**PROBLEM REQUIREMENTS**
Where the data below has the string "this", return the whole line.

[Start DATA TO PROCESS]

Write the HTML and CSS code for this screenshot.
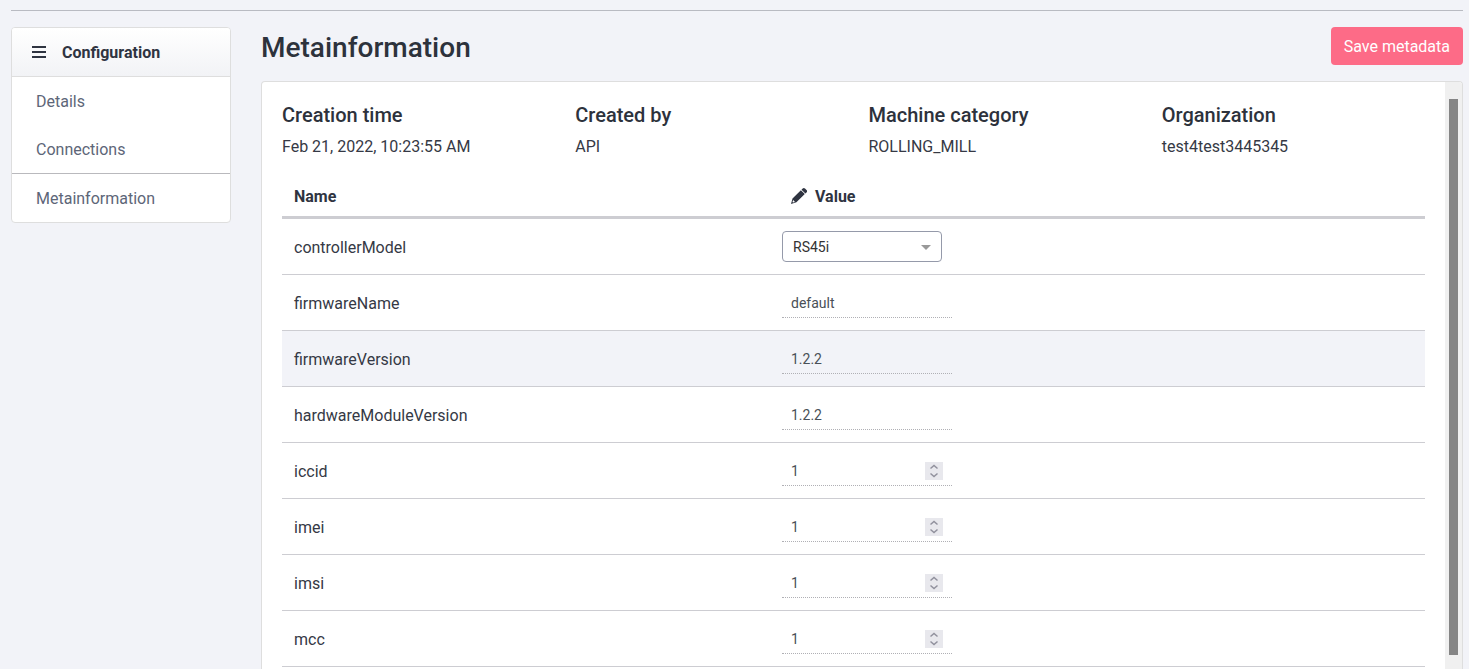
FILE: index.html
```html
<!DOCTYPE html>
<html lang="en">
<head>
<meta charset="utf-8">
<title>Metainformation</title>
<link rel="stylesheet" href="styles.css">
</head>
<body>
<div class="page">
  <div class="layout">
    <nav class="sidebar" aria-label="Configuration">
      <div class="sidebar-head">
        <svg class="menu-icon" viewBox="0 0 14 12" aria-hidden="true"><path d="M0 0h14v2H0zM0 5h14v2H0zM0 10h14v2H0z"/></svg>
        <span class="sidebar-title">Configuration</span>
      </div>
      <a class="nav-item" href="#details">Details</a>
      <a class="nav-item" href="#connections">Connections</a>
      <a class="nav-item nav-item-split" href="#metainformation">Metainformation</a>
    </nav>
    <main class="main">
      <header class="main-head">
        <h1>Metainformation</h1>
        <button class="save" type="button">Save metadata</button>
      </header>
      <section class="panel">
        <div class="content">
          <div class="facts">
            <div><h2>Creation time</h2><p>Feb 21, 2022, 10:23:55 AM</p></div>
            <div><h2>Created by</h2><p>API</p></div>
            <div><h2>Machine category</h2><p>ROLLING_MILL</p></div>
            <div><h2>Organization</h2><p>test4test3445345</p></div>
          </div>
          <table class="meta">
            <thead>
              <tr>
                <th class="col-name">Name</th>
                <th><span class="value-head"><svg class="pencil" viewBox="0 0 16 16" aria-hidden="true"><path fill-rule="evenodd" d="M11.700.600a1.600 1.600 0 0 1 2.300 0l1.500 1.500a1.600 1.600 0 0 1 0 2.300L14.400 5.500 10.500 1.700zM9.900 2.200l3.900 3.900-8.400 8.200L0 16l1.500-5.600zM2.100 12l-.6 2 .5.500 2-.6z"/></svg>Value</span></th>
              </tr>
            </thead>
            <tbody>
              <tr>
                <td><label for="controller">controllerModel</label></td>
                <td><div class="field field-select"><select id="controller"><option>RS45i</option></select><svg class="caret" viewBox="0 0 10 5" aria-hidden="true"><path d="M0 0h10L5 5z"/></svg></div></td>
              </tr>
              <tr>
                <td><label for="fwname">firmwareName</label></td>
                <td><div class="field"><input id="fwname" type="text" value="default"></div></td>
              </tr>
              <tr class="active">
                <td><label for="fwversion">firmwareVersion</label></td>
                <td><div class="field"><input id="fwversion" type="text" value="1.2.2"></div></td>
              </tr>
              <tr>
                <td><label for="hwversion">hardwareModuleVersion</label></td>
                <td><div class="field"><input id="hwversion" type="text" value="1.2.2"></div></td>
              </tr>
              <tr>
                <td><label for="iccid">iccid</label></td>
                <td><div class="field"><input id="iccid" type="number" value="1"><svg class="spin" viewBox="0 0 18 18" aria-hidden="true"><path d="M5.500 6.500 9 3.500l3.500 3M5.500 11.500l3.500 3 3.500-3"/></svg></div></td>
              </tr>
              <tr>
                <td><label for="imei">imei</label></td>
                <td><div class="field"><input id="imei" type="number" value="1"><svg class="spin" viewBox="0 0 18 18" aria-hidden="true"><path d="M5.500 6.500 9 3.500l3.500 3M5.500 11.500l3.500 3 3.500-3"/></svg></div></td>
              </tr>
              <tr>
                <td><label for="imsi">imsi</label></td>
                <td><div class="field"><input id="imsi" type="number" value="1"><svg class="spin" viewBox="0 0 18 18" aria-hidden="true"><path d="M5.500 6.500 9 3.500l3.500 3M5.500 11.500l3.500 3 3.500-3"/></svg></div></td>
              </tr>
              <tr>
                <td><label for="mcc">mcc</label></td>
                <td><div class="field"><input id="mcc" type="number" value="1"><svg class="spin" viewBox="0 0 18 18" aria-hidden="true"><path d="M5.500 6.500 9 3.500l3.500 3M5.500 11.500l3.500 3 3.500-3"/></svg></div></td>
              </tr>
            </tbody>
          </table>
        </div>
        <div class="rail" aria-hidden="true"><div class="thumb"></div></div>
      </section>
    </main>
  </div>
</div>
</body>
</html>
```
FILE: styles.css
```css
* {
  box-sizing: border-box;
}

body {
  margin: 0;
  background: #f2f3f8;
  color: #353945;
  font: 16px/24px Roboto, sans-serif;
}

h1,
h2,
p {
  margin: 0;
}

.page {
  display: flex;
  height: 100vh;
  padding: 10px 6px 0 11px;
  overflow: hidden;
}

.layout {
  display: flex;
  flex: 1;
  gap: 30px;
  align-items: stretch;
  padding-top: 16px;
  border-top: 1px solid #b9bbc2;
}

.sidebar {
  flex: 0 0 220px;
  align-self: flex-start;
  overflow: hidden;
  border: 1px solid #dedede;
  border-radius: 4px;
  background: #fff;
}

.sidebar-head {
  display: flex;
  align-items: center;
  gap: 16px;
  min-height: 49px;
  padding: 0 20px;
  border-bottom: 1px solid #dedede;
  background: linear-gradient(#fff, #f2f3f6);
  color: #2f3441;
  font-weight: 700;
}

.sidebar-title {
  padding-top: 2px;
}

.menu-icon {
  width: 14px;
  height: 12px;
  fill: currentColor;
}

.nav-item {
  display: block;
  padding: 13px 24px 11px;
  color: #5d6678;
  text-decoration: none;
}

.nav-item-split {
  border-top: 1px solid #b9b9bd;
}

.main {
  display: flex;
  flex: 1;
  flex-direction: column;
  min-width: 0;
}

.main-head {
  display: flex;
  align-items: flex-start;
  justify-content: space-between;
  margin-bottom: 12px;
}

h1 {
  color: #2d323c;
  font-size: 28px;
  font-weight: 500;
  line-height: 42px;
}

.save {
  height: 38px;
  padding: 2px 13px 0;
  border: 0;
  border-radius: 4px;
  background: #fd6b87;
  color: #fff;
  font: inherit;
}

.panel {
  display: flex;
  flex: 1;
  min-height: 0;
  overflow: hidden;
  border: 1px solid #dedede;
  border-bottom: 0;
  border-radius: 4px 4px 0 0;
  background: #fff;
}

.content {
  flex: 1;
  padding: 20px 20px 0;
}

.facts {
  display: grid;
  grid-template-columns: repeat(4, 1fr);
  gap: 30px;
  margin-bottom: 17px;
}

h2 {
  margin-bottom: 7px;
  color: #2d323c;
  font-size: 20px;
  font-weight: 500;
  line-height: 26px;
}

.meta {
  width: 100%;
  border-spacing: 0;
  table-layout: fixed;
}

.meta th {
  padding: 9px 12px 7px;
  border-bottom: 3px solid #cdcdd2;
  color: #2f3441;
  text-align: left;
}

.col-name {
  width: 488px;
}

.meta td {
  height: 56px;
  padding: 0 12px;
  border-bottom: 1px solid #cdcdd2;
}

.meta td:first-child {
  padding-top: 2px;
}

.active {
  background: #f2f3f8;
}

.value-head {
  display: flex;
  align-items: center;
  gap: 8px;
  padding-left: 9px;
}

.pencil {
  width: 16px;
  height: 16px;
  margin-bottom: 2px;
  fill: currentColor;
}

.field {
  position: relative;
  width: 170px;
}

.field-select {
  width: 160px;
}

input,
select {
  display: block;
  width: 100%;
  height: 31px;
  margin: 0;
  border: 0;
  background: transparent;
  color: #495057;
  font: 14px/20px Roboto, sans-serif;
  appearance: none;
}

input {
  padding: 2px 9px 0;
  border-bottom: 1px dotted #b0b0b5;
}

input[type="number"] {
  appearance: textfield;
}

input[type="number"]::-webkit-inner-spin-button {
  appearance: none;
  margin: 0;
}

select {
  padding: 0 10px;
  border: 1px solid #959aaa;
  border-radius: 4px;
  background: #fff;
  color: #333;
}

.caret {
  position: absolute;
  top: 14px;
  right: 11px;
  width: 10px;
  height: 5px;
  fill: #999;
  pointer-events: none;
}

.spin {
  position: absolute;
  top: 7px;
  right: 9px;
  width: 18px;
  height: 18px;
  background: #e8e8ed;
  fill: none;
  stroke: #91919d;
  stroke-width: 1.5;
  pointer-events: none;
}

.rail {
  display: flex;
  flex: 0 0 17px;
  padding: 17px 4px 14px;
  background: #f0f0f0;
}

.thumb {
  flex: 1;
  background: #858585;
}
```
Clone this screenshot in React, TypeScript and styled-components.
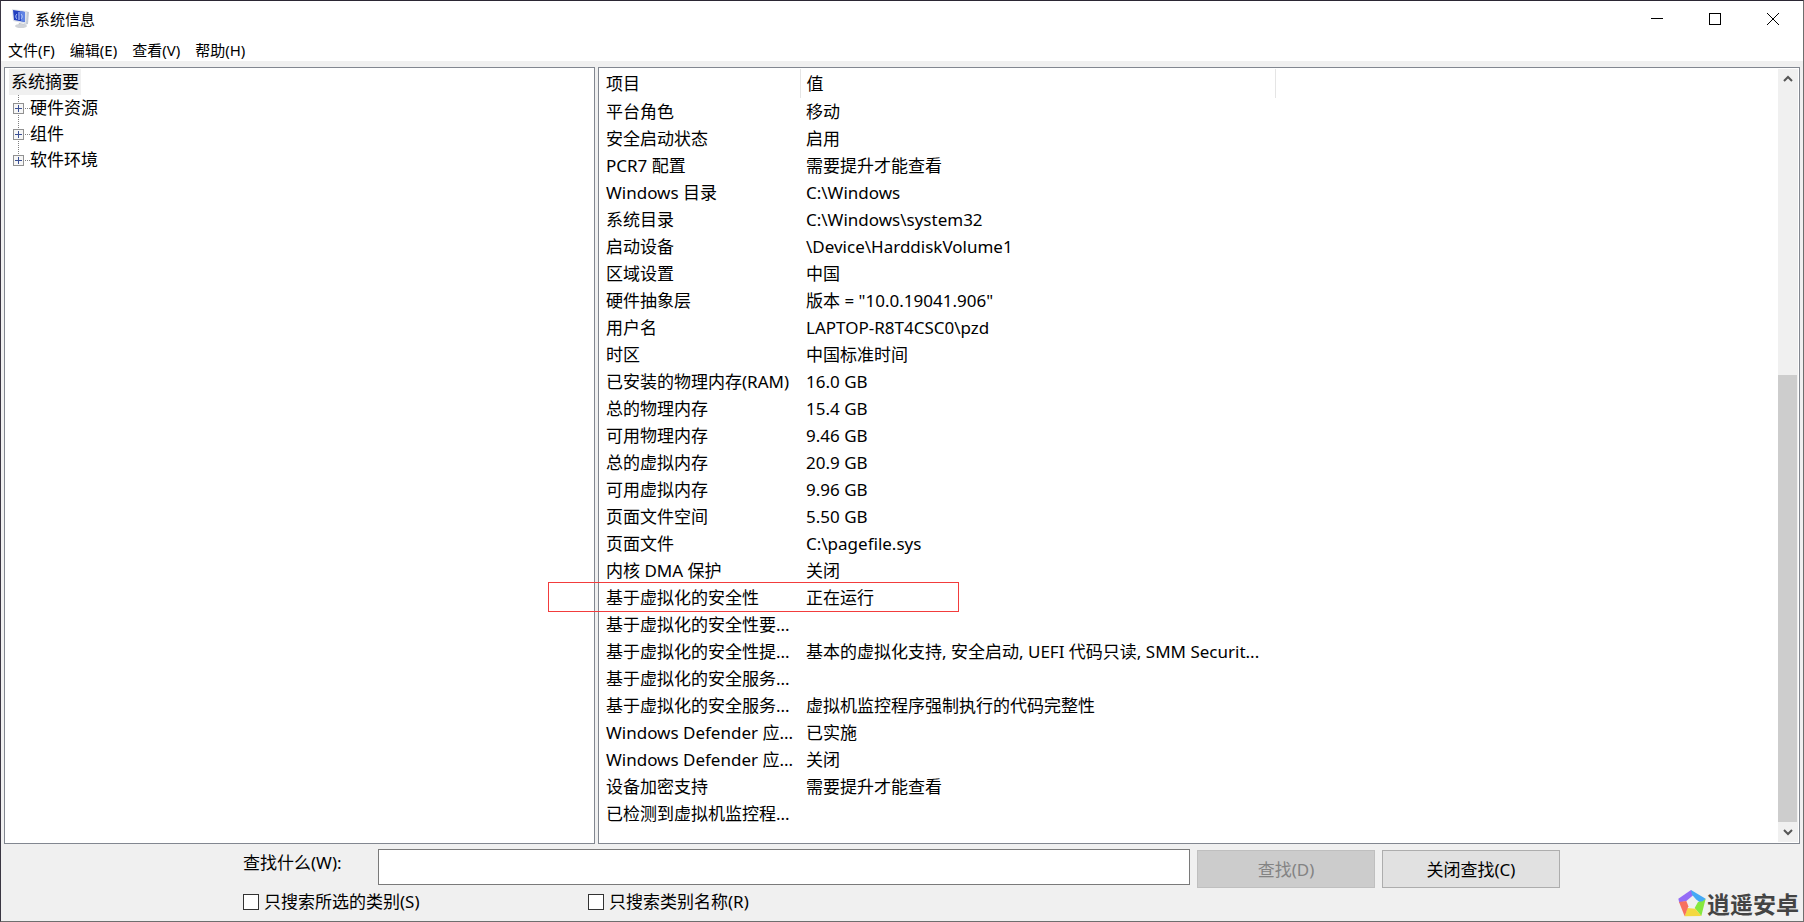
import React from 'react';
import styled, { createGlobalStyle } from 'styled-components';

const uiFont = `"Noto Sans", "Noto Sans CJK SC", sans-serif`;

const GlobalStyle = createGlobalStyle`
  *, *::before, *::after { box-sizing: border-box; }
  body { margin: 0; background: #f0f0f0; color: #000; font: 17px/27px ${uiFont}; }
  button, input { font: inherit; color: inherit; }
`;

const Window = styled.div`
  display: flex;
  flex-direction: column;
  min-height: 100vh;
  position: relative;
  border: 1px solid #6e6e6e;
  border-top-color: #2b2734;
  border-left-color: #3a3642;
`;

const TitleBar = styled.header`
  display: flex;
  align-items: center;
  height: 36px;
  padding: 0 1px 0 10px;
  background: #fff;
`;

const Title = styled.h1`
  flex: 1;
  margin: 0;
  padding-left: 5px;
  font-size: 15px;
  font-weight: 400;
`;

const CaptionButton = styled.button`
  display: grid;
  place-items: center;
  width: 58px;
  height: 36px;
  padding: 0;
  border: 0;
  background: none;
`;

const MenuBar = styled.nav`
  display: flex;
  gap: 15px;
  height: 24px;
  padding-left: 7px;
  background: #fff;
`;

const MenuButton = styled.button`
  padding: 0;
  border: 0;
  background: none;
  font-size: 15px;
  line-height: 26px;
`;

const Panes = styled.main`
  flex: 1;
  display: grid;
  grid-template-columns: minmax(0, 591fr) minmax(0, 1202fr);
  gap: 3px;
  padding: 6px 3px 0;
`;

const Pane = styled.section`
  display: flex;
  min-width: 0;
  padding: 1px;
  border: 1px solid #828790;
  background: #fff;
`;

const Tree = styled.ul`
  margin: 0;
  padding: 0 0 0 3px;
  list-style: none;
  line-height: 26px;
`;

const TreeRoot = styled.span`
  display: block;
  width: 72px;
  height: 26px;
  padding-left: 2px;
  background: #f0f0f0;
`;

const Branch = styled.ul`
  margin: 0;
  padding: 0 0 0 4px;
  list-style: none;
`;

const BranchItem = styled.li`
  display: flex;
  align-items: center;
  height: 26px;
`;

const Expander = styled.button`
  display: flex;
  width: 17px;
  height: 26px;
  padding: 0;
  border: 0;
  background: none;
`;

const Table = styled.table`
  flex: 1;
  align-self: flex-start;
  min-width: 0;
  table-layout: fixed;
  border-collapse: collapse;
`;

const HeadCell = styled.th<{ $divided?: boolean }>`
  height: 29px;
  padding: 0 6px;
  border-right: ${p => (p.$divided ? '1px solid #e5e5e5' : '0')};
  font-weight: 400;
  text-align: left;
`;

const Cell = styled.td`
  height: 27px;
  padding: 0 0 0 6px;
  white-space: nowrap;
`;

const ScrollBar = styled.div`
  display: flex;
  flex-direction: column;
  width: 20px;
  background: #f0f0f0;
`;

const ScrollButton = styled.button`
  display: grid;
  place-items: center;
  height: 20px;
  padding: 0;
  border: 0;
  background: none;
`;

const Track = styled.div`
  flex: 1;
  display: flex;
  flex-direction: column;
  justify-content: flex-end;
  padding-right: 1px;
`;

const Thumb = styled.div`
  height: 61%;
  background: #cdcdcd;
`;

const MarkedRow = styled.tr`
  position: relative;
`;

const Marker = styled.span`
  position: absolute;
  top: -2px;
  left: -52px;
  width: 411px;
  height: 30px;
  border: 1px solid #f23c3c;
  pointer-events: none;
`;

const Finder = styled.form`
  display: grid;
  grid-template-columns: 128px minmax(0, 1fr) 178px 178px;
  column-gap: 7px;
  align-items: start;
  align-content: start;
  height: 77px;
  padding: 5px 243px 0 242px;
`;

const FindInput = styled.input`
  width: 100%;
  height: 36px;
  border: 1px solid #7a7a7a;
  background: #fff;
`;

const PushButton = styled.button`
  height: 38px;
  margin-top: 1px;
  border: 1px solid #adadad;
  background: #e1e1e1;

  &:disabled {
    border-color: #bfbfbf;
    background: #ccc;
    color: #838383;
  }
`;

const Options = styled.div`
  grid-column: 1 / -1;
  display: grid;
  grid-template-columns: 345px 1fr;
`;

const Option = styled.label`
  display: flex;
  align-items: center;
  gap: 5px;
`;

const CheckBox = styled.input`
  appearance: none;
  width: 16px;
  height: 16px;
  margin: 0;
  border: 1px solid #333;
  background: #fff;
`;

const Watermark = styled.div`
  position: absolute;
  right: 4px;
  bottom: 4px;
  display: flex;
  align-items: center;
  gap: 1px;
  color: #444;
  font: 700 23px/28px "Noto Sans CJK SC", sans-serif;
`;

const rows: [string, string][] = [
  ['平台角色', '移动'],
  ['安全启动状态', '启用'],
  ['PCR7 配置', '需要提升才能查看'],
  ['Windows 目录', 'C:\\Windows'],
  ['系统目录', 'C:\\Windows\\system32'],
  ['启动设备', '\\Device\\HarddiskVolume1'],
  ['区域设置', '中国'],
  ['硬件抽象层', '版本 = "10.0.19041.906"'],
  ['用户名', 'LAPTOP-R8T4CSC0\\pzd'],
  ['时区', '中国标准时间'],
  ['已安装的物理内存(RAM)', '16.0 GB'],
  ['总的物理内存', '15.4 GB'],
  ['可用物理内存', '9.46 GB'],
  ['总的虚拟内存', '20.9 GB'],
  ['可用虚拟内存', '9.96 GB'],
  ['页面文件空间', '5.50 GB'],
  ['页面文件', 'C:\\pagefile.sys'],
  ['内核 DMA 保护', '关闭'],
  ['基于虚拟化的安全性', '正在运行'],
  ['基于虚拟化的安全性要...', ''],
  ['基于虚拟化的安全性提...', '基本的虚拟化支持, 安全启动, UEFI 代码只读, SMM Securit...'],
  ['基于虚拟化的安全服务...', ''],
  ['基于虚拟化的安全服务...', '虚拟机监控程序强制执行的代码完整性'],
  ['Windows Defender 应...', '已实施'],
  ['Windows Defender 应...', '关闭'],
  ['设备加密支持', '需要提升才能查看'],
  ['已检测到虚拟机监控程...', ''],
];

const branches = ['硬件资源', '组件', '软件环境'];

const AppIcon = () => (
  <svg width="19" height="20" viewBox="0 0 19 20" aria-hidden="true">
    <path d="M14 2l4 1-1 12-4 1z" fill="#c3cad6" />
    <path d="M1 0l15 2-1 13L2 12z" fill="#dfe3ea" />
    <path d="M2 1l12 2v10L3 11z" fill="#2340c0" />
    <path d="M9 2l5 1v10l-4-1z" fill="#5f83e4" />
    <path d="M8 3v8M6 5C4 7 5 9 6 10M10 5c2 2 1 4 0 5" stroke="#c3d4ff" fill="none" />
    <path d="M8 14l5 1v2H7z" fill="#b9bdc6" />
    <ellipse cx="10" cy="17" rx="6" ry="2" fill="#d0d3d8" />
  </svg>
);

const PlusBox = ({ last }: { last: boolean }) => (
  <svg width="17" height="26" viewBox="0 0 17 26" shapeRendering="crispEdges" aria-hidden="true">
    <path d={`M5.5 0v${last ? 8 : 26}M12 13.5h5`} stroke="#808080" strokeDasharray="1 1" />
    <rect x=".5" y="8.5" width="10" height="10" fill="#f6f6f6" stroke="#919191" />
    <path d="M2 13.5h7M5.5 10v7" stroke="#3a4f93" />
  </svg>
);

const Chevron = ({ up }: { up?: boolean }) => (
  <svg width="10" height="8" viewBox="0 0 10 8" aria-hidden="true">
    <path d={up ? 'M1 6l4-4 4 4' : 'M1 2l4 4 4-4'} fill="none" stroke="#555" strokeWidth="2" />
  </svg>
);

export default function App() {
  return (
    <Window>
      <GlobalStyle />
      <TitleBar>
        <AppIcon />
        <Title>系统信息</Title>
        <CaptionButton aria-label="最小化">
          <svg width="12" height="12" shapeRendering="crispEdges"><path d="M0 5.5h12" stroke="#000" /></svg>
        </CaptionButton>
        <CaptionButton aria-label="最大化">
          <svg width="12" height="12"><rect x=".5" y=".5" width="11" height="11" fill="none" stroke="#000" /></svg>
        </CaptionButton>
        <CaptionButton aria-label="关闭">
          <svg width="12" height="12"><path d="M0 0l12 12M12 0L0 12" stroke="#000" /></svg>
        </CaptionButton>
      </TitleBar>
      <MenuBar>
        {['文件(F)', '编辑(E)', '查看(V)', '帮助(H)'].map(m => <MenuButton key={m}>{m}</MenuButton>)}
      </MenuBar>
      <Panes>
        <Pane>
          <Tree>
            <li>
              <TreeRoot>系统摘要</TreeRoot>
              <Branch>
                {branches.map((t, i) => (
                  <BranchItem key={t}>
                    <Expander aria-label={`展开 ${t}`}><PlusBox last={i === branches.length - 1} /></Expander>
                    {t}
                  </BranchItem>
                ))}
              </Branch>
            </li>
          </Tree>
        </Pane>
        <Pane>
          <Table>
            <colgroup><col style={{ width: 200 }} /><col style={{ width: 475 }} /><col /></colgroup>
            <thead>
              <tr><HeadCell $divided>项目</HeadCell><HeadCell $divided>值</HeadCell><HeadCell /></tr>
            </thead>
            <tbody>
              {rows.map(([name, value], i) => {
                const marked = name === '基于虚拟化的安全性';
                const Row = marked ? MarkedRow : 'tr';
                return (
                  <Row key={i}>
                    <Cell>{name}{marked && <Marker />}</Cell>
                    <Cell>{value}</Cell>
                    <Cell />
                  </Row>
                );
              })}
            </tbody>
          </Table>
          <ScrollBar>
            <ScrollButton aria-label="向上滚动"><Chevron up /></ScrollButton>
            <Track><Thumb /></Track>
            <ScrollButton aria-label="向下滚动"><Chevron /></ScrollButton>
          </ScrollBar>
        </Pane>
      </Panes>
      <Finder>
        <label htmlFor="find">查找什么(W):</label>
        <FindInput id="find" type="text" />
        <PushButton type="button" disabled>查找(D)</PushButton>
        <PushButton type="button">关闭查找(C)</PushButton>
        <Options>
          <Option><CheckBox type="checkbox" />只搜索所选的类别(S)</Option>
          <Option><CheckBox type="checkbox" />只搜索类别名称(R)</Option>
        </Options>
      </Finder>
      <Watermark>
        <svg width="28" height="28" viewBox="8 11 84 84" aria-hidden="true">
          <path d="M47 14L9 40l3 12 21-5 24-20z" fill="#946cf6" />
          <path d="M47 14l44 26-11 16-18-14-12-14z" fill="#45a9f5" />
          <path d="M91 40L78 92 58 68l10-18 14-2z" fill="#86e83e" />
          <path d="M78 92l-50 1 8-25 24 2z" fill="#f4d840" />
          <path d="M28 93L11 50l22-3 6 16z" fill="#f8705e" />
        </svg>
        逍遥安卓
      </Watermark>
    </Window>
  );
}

[End DATA TO PROCESS]

**EXERCISE RESPONSE**
Write the HTML and CSS code for this screenshot.
Clone this screenshot in React, TypeScript and styled-components.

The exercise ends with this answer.